Set Up A Trading Journal

In the field of mental health, journalling is an extremely common practice that helps improve emotional well-being through putting stressful, traumatic and difficult moments into words.

A trading journal can help in a very similar way by allowing traders to see, at a glance, what has historically worked and what has not in the past, as well as any relevant thoughts regarding the reasons why a particular trade was entered into.

Judge Performance By Discipline Rather Than Revenue

It is easy to think of the market purely through the lens of wins and losses, but doing so can actually lead to remarkably poor trading performance, especially if an outlier result leads to the wrong lessons being learned.

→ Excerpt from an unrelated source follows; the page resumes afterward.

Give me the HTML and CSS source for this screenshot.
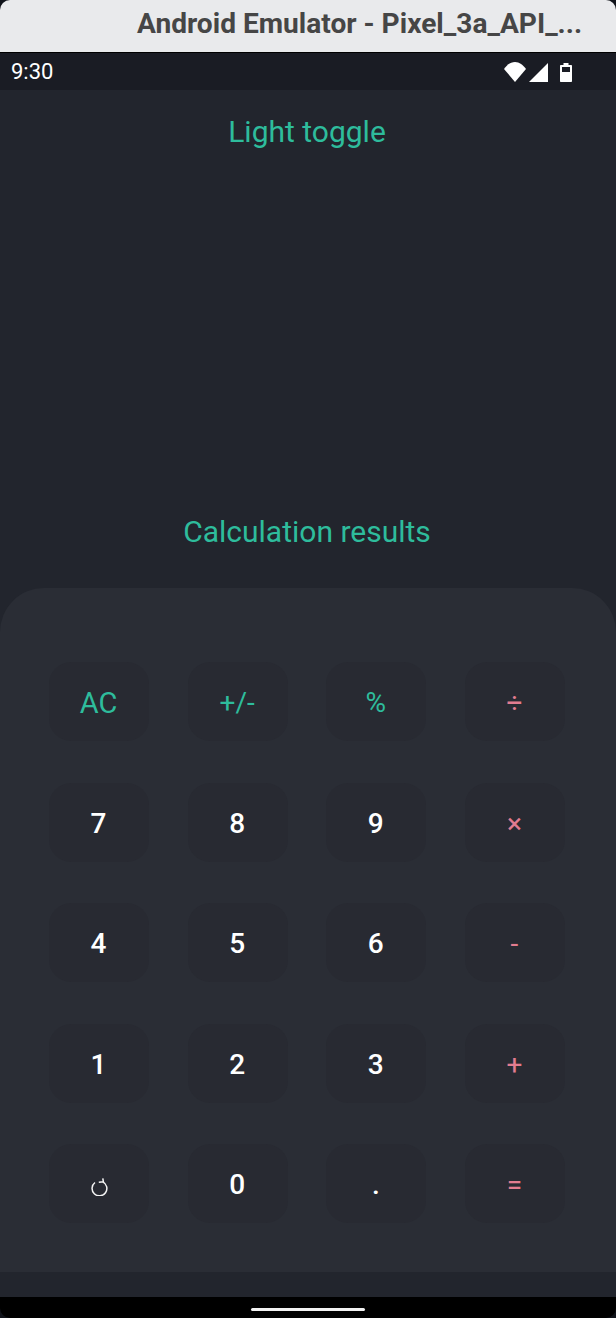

As the lottery proves, anyone can win the jackpot once, and it is true that someone can end up in the right place at the right time to end up with a massive gain despite the prognosis and analysis from the market.

Conversely, it is possible to do everything right and end up losing money, particularly if the market itself has hit a slump. 

This makes judging trades based purely on profit and loss relative to initial price a limiting approach that can solidify unhelpful trading practices.

Instead, using your trading journal, explore your trades by how consistently they match your trading strategy, as that is a better sign of long-term success.

Never Risk What You Cannot Afford To Lose

Risk management is key to any long-term success in trading, and many prop firms have quite strict guidelines when it comes to making trades to ensure that you are diversified and protected enough from the potential harm of the market.

Ultimately, do not risk more than you can afford to lose and avoid markets and trading strategies which inevitably require high-risk approaches.